## Collected data
#####

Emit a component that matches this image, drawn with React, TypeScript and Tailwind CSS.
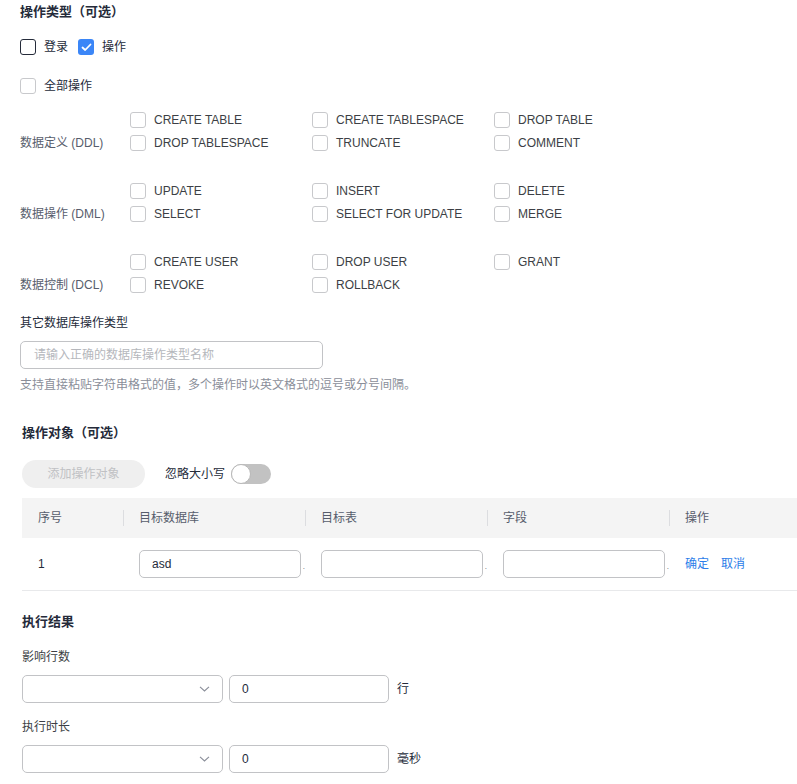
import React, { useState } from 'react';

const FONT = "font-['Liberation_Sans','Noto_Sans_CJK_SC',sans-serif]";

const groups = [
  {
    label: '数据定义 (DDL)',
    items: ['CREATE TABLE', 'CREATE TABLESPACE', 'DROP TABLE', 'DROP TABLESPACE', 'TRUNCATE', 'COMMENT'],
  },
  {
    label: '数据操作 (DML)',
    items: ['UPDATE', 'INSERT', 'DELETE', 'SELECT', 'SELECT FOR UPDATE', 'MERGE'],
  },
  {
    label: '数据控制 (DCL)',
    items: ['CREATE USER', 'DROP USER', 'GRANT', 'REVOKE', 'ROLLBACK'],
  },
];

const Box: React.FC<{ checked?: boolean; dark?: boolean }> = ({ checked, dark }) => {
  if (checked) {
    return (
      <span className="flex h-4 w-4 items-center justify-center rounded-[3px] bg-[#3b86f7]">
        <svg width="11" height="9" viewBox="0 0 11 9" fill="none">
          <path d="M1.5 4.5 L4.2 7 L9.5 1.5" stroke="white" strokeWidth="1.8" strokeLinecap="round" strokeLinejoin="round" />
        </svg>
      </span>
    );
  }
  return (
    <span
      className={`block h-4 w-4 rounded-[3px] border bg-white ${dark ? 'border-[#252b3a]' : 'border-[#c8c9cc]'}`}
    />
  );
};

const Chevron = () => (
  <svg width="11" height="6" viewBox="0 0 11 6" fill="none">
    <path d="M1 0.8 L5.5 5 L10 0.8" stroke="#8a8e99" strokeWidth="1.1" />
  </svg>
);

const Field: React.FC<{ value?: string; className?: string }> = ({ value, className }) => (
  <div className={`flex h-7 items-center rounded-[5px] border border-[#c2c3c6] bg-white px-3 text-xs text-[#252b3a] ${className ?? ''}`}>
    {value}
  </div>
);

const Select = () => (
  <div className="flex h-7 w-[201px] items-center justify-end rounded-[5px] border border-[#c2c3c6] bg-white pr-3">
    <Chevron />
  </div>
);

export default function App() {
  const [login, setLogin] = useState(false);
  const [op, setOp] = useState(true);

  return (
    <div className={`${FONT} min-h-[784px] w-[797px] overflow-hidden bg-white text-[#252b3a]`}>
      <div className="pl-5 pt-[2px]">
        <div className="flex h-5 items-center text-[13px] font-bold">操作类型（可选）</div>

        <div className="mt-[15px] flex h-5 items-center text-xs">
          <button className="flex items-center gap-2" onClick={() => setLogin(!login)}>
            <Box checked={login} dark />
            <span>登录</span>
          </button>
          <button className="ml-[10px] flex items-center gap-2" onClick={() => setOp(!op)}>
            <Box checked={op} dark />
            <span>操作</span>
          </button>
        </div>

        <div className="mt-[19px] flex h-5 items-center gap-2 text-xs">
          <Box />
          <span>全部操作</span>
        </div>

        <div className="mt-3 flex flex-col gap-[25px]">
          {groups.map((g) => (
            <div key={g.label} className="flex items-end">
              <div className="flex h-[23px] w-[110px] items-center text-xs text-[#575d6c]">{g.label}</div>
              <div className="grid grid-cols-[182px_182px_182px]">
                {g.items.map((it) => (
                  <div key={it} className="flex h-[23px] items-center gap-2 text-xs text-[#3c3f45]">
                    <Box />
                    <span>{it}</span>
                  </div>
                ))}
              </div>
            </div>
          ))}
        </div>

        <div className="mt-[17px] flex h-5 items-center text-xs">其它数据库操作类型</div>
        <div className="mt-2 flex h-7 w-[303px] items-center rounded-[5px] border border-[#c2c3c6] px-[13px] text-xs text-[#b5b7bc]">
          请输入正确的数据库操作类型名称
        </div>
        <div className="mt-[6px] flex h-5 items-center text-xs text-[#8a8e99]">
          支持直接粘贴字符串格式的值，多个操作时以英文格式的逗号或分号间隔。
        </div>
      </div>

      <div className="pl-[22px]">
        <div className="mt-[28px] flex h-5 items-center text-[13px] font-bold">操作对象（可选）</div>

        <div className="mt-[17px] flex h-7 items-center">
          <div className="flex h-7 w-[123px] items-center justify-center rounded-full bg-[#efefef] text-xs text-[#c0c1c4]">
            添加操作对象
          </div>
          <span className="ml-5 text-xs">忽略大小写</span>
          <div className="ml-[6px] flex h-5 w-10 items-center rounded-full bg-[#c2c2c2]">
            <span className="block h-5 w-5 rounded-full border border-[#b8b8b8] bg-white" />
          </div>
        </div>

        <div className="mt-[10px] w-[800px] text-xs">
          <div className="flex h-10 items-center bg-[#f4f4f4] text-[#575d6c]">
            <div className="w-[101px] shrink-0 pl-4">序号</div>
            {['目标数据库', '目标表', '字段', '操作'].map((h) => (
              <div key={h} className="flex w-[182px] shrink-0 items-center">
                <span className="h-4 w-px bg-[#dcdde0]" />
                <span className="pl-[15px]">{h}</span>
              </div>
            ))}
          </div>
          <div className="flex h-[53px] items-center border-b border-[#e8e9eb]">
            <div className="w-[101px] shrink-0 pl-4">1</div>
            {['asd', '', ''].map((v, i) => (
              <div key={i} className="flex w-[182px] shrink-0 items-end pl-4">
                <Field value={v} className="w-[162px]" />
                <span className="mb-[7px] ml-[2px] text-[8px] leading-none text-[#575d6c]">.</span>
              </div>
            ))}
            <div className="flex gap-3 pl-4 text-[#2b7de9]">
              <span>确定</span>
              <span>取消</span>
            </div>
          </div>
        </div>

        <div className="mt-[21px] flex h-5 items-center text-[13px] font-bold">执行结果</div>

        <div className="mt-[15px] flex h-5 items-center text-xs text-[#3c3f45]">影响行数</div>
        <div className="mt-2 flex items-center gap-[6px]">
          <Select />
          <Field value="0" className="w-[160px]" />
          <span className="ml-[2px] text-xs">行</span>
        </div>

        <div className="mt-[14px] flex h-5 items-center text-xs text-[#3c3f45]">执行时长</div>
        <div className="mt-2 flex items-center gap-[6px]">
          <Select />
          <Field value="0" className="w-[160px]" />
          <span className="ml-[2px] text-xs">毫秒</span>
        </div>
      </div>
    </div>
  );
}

#####

## What is needed
From start to finish, output the listing exactly, but omit its pictures.

## Result of this exercise
Emit a component that matches this image, drawn with React, TypeScript and Tailwind CSS.
import React, { useState } from 'react';

const FONT = "font-['Liberation_Sans','Noto_Sans_CJK_SC',sans-serif]";

const groups = [
  {
    label: '数据定义 (DDL)',
    items: ['CREATE TABLE', 'CREATE TABLESPACE', 'DROP TABLE', 'DROP TABLESPACE', 'TRUNCATE', 'COMMENT'],
  },
  {
    label: '数据操作 (DML)',
    items: ['UPDATE', 'INSERT', 'DELETE', 'SELECT', 'SELECT FOR UPDATE', 'MERGE'],
  },
  {
    label: '数据控制 (DCL)',
    items: ['CREATE USER', 'DROP USER', 'GRANT', 'REVOKE', 'ROLLBACK'],
  },
];

const Box: React.FC<{ checked?: boolean; dark?: boolean }> = ({ checked, dark }) => {
  if (checked) {
    return (
      <span className="flex h-4 w-4 items-center justify-center rounded-[3px] bg-[#3b86f7]">
        <svg width="11" height="9" viewBox="0 0 11 9" fill="none">
          <path d="M1.5 4.5 L4.2 7 L9.5 1.5" stroke="white" strokeWidth="1.8" strokeLinecap="round" strokeLinejoin="round" />
        </svg>
      </span>
    );
  }
  return (
    <span
      className={`block h-4 w-4 rounded-[3px] border bg-white ${dark ? 'border-[#252b3a]' : 'border-[#c8c9cc]'}`}
    />
  );
};

const Chevron = () => (
  <svg width="11" height="6" viewBox="0 0 11 6" fill="none">
    <path d="M1 0.8 L5.5 5 L10 0.8" stroke="#8a8e99" strokeWidth="1.1" />
  </svg>
);

const Field: React.FC<{ value?: string; className?: string }> = ({ value, className }) => (
  <div className={`flex h-7 items-center rounded-[5px] border border-[#c2c3c6] bg-white px-3 text-xs text-[#252b3a] ${className ?? ''}`}>
    {value}
  </div>
);

const Select = () => (
  <div className="flex h-7 w-[201px] items-center justify-end rounded-[5px] border border-[#c2c3c6] bg-white pr-3">
    <Chevron />
  </div>
);

export default function App() {
  const [login, setLogin] = useState(false);
  const [op, setOp] = useState(true);

  return (
    <div className={`${FONT} min-h-[784px] w-[797px] overflow-hidden bg-white text-[#252b3a]`}>
      <div className="pl-5 pt-[2px]">
        <div className="flex h-5 items-center text-[13px] font-bold">操作类型（可选）</div>

        <div className="mt-[15px] flex h-5 items-center text-xs">
          <button className="flex items-center gap-2" onClick={() => setLogin(!login)}>
            <Box checked={login} dark />
            <span>登录</span>
          </button>
          <button className="ml-[10px] flex items-center gap-2" onClick={() => setOp(!op)}>
            <Box checked={op} dark />
            <span>操作</span>
          </button>
        </div>

        <div className="mt-[19px] flex h-5 items-center gap-2 text-xs">
          <Box />
          <span>全部操作</span>
        </div>

        <div className="mt-3 flex flex-col gap-[25px]">
          {groups.map((g) => (
            <div key={g.label} className="flex items-end">
              <div className="flex h-[23px] w-[110px] items-center text-xs text-[#575d6c]">{g.label}</div>
              <div className="grid grid-cols-[182px_182px_182px]">
                {g.items.map((it) => (
                  <div key={it} className="flex h-[23px] items-center gap-2 text-xs text-[#3c3f45]">
                    <Box />
                    <span>{it}</span>
                  </div>
                ))}
              </div>
            </div>
          ))}
        </div>

        <div className="mt-[17px] flex h-5 items-center text-xs">其它数据库操作类型</div>
        <div className="mt-2 flex h-7 w-[303px] items-center rounded-[5px] border border-[#c2c3c6] px-[13px] text-xs text-[#b5b7bc]">
          请输入正确的数据库操作类型名称
        </div>
        <div className="mt-[6px] flex h-5 items-center text-xs text-[#8a8e99]">
          支持直接粘贴字符串格式的值，多个操作时以英文格式的逗号或分号间隔。
        </div>
      </div>

      <div className="pl-[22px]">
        <div className="mt-[28px] flex h-5 items-center text-[13px] font-bold">操作对象（可选）</div>

        <div className="mt-[17px] flex h-7 items-center">
          <div className="flex h-7 w-[123px] items-center justify-center rounded-full bg-[#efefef] text-xs text-[#c0c1c4]">
            添加操作对象
          </div>
          <span className="ml-5 text-xs">忽略大小写</span>
          <div className="ml-[6px] flex h-5 w-10 items-center rounded-full bg-[#c2c2c2]">
            <span className="block h-5 w-5 rounded-full border border-[#b8b8b8] bg-white" />
          </div>
        </div>

        <div className="mt-[10px] w-[800px] text-xs">
          <div className="flex h-10 items-center bg-[#f4f4f4] text-[#575d6c]">
            <div className="w-[101px] shrink-0 pl-4">序号</div>
            {['目标数据库', '目标表', '字段', '操作'].map((h) => (
              <div key={h} className="flex w-[182px] shrink-0 items-center">
                <span className="h-4 w-px bg-[#dcdde0]" />
                <span className="pl-[15px]">{h}</span>
              </div>
            ))}
          </div>
          <div className="flex h-[53px] items-center border-b border-[#e8e9eb]">
            <div className="w-[101px] shrink-0 pl-4">1</div>
            {['asd', '', ''].map((v, i) => (
              <div key={i} className="flex w-[182px] shrink-0 items-end pl-4">
                <Field value={v} className="w-[162px]" />
                <span className="mb-[7px] ml-[2px] text-[8px] leading-none text-[#575d6c]">.</span>
              </div>
            ))}
            <div className="flex gap-3 pl-4 text-[#2b7de9]">
              <span>确定</span>
              <span>取消</span>
            </div>
          </div>
        </div>

        <div className="mt-[21px] flex h-5 items-center text-[13px] font-bold">执行结果</div>

        <div className="mt-[15px] flex h-5 items-center text-xs text-[#3c3f45]">影响行数</div>
        <div className="mt-2 flex items-center gap-[6px]">
          <Select />
          <Field value="0" className="w-[160px]" />
          <span className="ml-[2px] text-xs">行</span>
        </div>

        <div className="mt-[14px] flex h-5 items-center text-xs text-[#3c3f45]">执行时长</div>
        <div className="mt-2 flex items-center gap-[6px]">
          <Select />
          <Field value="0" className="w-[160px]" />
          <span className="ml-[2px] text-xs">毫秒</span>
        </div>
      </div>
    </div>
  );
}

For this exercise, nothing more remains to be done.